The consumer side: using the idempotency key
The Logistics module's webhook controller does this:
@Post('/webhooks/finance')
async handleFinanceWebhook(@Headers('x-idempotency-key') key: string, @Body() body: any) {
const existing = await this.processedEventsRepo.findOne({ idempotency_key: key });
if (existing) {
// Already processed, respond 200
return { status: 'ok', already_processed: true };
}
await this.processedEventsRepo.insert({
idempotency_key: key,
received_at: new Date(),
payload: body,
});
// Now process it
await this.shipmentService.handleInvoicePaid(body);
return { status: 'ok' };
}
logistics_processed_events.idempotency_key is UNIQUE — if the Finance worker sends the event twice (because the first 200 response was lost on timeout), the second attempt finds the row via processedEventsRepo.findOne and Logistics doesn't start shipping a second time.
This is the exactly-once at-the-consumer pattern: Finance sends at-least-once, Logistics processes exactly-once.
Cleanup
finance_outbox rows with delivered = true are archived (finance_outbox_archive) after 30 days, deleted after 1 year. logistics_processed_events rows are deleted after 90 days — by then the Finance worker won't be sending retries any more.
The full round trip
Finance writes invoice.paid → finance_outbox INSERT (same TX) → cron worker picks up the row → HTTP POST to Logistics with X-Idempotency-Key → Logistics processed_events check + INSERT (same TX) → shipment-state changes to waiting → 200 OK → Finance marks outbox row delivered.
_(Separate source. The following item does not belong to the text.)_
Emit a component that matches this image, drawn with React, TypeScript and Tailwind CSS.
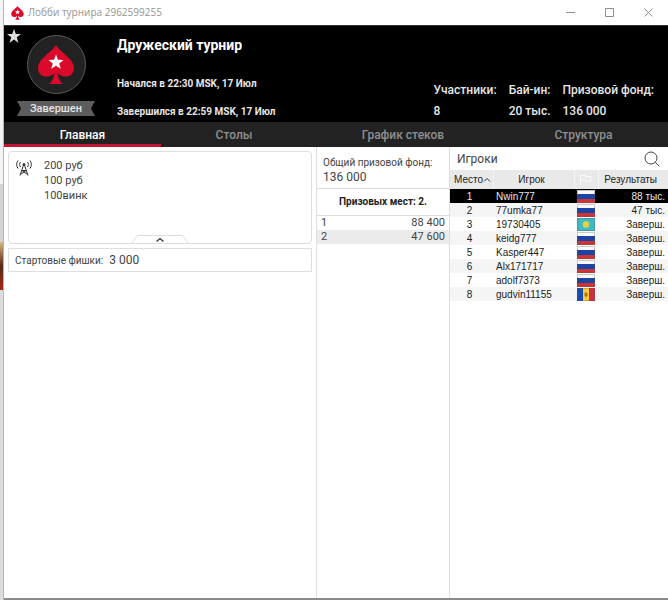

If anything stalls — Logistics is offline, network is down, Finance restarts, Logistics restarts — the flow resumes on the next cron iteration with an exactly-once guarantee.
Closing
The webhook + outbox + idempotency-key pattern is the most reliable integration foundation for modular ERPs. A 30-row table + a 100-line scheduler + a 20-line consumer guard solve a problem that produces weekly support tickets in classic integrations. 18 months of production: zero duplicate invoices, zero lost shipments — the pattern works.